Jeremiah’s book is God’s spiritual and moral bristle brush: it always gives my soul a good scrub when I read it. God, as the prophet tells us, will confront sin. Chaos is coming. Why? Because national religious and political leaders all support evil: the evil of ignoring God’s words and ways. Jeremiah promises his readers that the stability they long for will be scrubbed away as a result.
Jeremiah’s original audience is the citizenry of Jerusalem just before the Babylonian army besieged the city, sacked it, and dragged away a large number of its citizens to exile. It’s a book that also applies in stark ways to us as Christians in our respective countries and in the world at large.
A lesson Jeremiah offers is that while the evil of any sinful community will create chaos for others, that chaos will ultimately rebound back on them. God, however, still works through chaos to provide a secure outcome for those who love him. He is not the author of evil but he does rule over it. Yet the impact of societal sin is indiscriminate and widespread so even God’s faithful people are not promised shelter from it.
When in the history of any people the bulging wall of evil will collapse isn’t clear but the principle is certain: as embedded evil moves freely in a realm it eventually shatters the society it inhabits. Only the particulars are unpredictable.
The problem. Jeremiah presents evil as a very personal problem: as a heartfelt distaste for God by individuals and by society at large. Sin is a collective rejection of God’s loving rule. Yet many of the rebels may claim to be faithful to him. Why dismiss God outright when he can be seen as a petty figure to be placated with superficial acts of devotion? The aim of such religion is personal security—to harvest any divine benefits—while not really caring about God or listening to him.
God’s response? Grief and anger. He presents himself not as a distant force or an immobile deity but as a hated husband whose wife regularly leaves home to give herself to men around the town. He finally says, Enough! “You have played the whore with many lovers; and would you return to me? declares the LORD” (3:1).
The rationale of sin. The people who abandon God start by refusing to take him seriously in small matters. Their sin is what “everybody does” and they use this relativizing theme to build a false security. By collectively ignoring what God actually says about himself the religious leaders, the politicians, and the people reduce him to a lucky charm—an object of superstition—rather than as the beloved companion he means to be. They also start to delight in their own wisdom, power, and wealth (9:23-24). In the end the whole nation dismisses God and his words from daily life even though some continue to pray for personal security and special benefits.

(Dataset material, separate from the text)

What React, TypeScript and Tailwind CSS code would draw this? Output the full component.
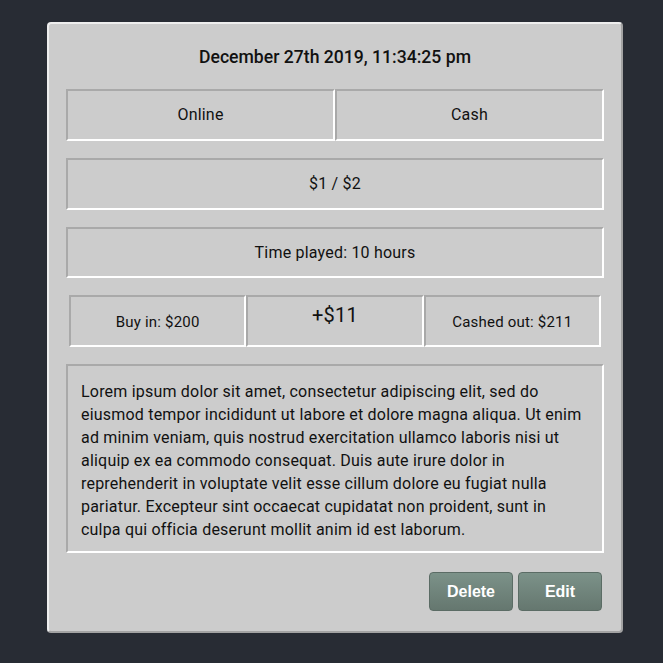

In Jeremiah’s day God’s temple was an ultimate security blanket—a place God would always protect. But the people were wrong: “Amend your ways and your deeds, and I will let you dwell in this place. Do not trust in these deceptive words: ‘This is the temple of the LORD, the temple of the LORD, the temple of the LORD’” (7:4). In the end the temple was destroyed and so was the nation.
Let me switch gears and suggest something of what we can learn of God here even if it is a bristly lesson. God’s ambition is not to make us secure in this fallen world but to redirect our hearts away from its false values so we can be ready for any chaos that lies ahead. A broader frame will help.
God’s first action, after Adam’s fall, was to curse the earth to the process of decay. The first couple, made from earth, would therefore face a physical death. They were already dead spiritually and it would not be a grace of God to allow them to live eternally and securely in their sinful independence. The certainty of physical death forces a dying person to ask questions about eternity. So the ultimate chaos: a crumbling universe that includes earthquakes, plagues, decay, pain, and death is all the fruit of Adam’s first rebellion. God is not to be blamed for it. Sin has its consequences.
Where, then, does this leave those of us who know and love Christ? With the certainty that our world today is so much like Judea in the time of Jeremiah that we can be sure that chaos lies ahead. Do we love stability? Yes! Does God want us to be stable and secure? Yes! Will we find it in this world in days ahead? Probably not.
The complete fulfillment of our longing is yet to come. When God’s people are finally fully gathered he will put an end to evil. He will replace the present realm with the new heavens and the new earth, all finally free from the curse of evil. Until then we embrace him rather than our circumstances as our ultimate point of stability. He alone offers a peace that passes understanding because he cares for us, even in a broken world.
A very good word. Jeremiah is one of my favorites. I love Jeremiah pointing us to the heart of the Lord and a vibrant relationship.